Reuters Article carried by the New York Times, Wall Street Journal and others.

Editor’s Note: A good article from Jonathan Saul below.  For those new to the topic a couple points of clarification may be warranted:

  • The focus of this article is maritime, though the most critical use of GPS is for timing and synchronizing networks – telecommunications, computers, financial systems, etc. All rely upon the very faint signals from space.  This is why the US Department of Homeland Security has called GPS “… a single point of failure for critical infrastructure.”
  • Russia has a Loran/Chayka system in operation right now, so they have a timing signal available if and when space signals are disrupted. This article is correct that they have not yet gone to the advanced eLoran/eChayka standard, nor have they expanded their system’s coverage to their Arctic coastal waters.  That will take some investment. Note also that China has a Loran system so they do not have to rely as much as the US on signals from space for timing and location.
  • Cost is always a big issue, as mentioned in the article. One suggestion that has gotten traction in some parts of the US Congress is establishing an eLoran system through a public-private-partnership. This could make eLoran a revenue source for the government, rather than a cost.  The government could:
    • Advertise for a commercial entity to provide eLoran signals as a service
    • Pledge to allow use of the frequency and idle government transmitter sites
    • Require that, in return for an annual govt subscription fee, a basic level of timing and navigation service be provided to all without charge
    • Allow the commercial entity to use the facilities and frequency to generated income from value added services
    • Require that the government receive a share of the revenue from the value added services. From projections we have seen, we are confident that the government’s revenue would far exceed its small subscription cost.

Bottom line – this is an important, though reasonably easy, problem for governments to solve, once they have the focus and political will.  DG

LONDON (Reuters) – The risk of cyber attacks targeting ships’ satellite navigation is pushing nations to delve back through history and develop back-up systems with roots in World War Two radio technology.

Ships use GPS (Global Positioning System) and other similar devices that rely on sending and receiving satellite signals, which many experts say are vulnerable to jamming by hackers.

About 90 percent of world trade is transported by sea and the stakes are high in increasingly crowded shipping lanes. Unlike aircraft, ships lack a back-up navigation system and if their GPS ceases to function, they risk running aground or colliding with other vessels.

South Korea is developing an alternative system using an earth-based navigation technology known as eLoran, while the United States is planning to follow suit. Britain and Russia have also explored adopting versions of the technology, which works on radio signals.

The drive follows a series of disruptions to shipping navigation systems in recent months and years.
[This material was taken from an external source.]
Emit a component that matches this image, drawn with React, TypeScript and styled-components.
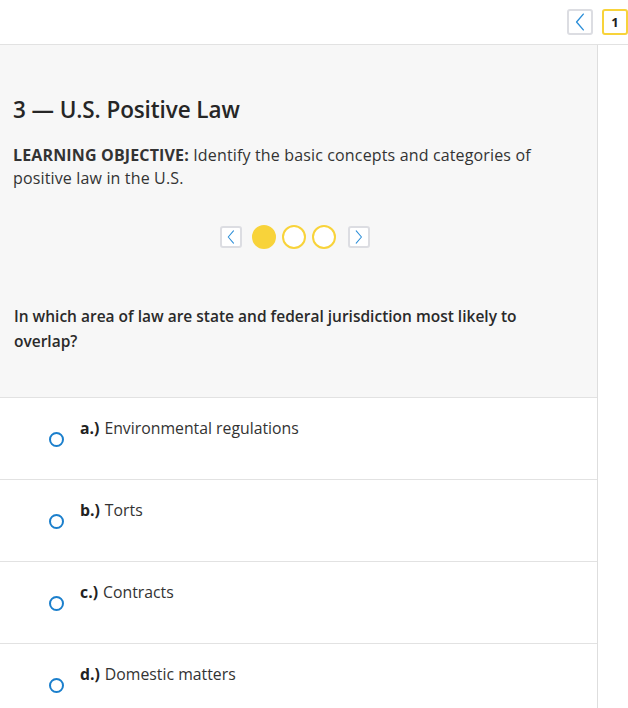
import React from 'react';
import styled, { createGlobalStyle } from 'styled-components';

const GlobalStyle = createGlobalStyle`
  body {
    margin: 0;
    font-family: "Open Sans", Lato, Arial, sans-serif;
    color: #262626;
    background: #fff;
  }
`;

const Page = styled.div`
  width: 628px;
  height: 708px;
  overflow: hidden;
  display: flex;
  flex-direction: column;
`;

const TopBar = styled.div`
  height: 44px;
  flex-shrink: 0;
  border-bottom: 1px solid #e2e2e2;
  display: flex;
  align-items: center;
  justify-content: flex-end;
  gap: 9px;
`;

const SquareButton = styled.button<{ $accent?: boolean }>`
  width: 26px;
  height: 26px;
  box-sizing: border-box;
  padding: 0;
  border-radius: 3px;
  border: 2px solid ${(p) => (p.$accent ? '#f8d33a' : '#dcdde2')};
  background: #fff;
  display: flex;
  align-items: center;
  justify-content: center;
  font-family: inherit;
  font-weight: 700;
  font-size: 13px;
  color: #1e1e1e;
`;

const Body = styled.div`
  flex: 1;
  display: flex;
`;

const Main = styled.div`
  width: 597px;
  border-right: 1px solid #dedede;
`;

const Intro = styled.section`
  background: #f7f7f7;
  border-bottom: 1px solid #e2e2e2;
  padding: 50px 13px 0;
  height: 353px;
  box-sizing: border-box;
`;

const Title = styled.h1`
  margin: 0;
  font-size: 22.5px;
  font-weight: 600;
  line-height: 30px;
  letter-spacing: -0.1px;
`;

const Objective = styled.p`
  margin: 19px 0 0;
  max-width: 545px;
  font-size: 16px;
  line-height: 23px;
  letter-spacing: 0.15px;
  color: #333;
  strong {
    font-weight: 700;
  }
`;

const Pager = styled.div`
  margin-top: 35px;
  padding-right: 8px;
  display: flex;
  align-items: center;
  justify-content: center;
  gap: 6px;
`;

const PagerButton = styled.button<{ $next?: boolean }>`
  width: 22px;
  height: 22px;
  box-sizing: border-box;
  padding: 0;
  border: 2px solid #dcdde2;
  border-radius: 3px;
  background: #fff;
  display: flex;
  align-items: center;
  justify-content: center;
  margin: ${(p) => (p.$next ? '0 0 0 6px' : '0 4px 0 0')};
`;

const Dot = styled.span<{ $active?: boolean }>`
  width: 24px;
  height: 24px;
  box-sizing: border-box;
  border-radius: 50%;
  border: 2px solid #f8d33a;
  background: ${(p) => (p.$active ? '#f8d33a' : '#fff')};
`;

const Question = styled.p`
  margin: 55px 1px 0;
  padding-right: 50px;
  font-size: 15.5px;
  font-weight: 600;
  line-height: 25px;
  color: #2a2a2a;
`;

const Option = styled.label`
  height: 82px;
  box-sizing: border-box;
  border-bottom: 1px solid #e2e2e2;
  display: flex;
  align-items: flex-start;
  padding: 20px 0 0 49px;
`;

const Radio = styled.span`
  width: 15px;
  height: 15px;
  box-sizing: border-box;
  border: 2px solid #1b7fcc;
  border-radius: 50%;
  margin-top: 14px;
  flex-shrink: 0;
`;

const OptionText = styled.span`
  margin-left: 16px;
  font-size: 15.8px;
  line-height: 20px;
  color: #333;
  b {
    font-weight: 700;
    color: #222;
    margin-right: 5px;
  }
`;

const Chevron = ({ dir, size }: { dir: 'left' | 'right'; size: number }) => (
  <svg width={size * 0.55} height={size} viewBox="0 0 8 16" fill="none">
    <path
      d={dir === 'left' ? 'M7 1 L1 8 L7 15' : 'M1 1 L7 8 L1 15'}
      stroke="#2b8ed8"
      strokeWidth="1.2"
      strokeLinecap="round"
      strokeLinejoin="round"
    />
  </svg>
);

const options = [
  { key: 'a', text: 'Environmental regulations' },
  { key: 'b', text: 'Torts' },
  { key: 'c', text: 'Contracts' },
  { key: 'd', text: 'Domestic matters' },
];

export default function App() {
  return (
    <>
      <GlobalStyle />
      <Page>
        <TopBar>
          <SquareButton aria-label="Previous">
            <Chevron dir="left" size={18} />
          </SquareButton>
          <SquareButton $accent>1</SquareButton>
        </TopBar>
        <Body>
          <Main>
            <Intro>
              <Title>3 — U.S. Positive Law</Title>
              <Objective>
                <strong>LEARNING OBJECTIVE:</strong> Identify the basic concepts and categories of
                positive law in the U.S.
              </Objective>
              <Pager>
                <PagerButton aria-label="Previous slide">
                  <Chevron dir="left" size={14} />
                </PagerButton>
                <Dot $active />
                <Dot />
                <Dot />
                <PagerButton $next aria-label="Next slide">
                  <Chevron dir="right" size={14} />
                </PagerButton>
              </Pager>
              <Question>
                In which area of law are state and federal jurisdiction most likely to overlap?
              </Question>
            </Intro>
            {options.map((o) => (
              <Option key={o.key}>
                <Radio />
                <OptionText>
                  <b>{o.key}.)</b>
                  {o.text}
                </OptionText>
              </Option>
            ))}
          </Main>
        </Body>
      </Page>
    </>
  );
}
It was not clear if they involved deliberate attacks; navigation specialists say solar weather effects can also lead to satellite signal loss.

Last year, South Korea said hundreds of fishing vessels had returned early to port after their GPS signals were jammed by hackers from North Korea, which denied responsibility.

In June this year, a ship in the Black Sea reported to the U.S. Coast Guard Navigation Center that its GPS system had been disrupted and that over 20 ships in the same area had been similarly affected.

U.S. Coast Guard officials also said interference with ships’ GPS disrupted operations at a port for several hours in 2014 and at another terminal in 2015. It did not name the ports.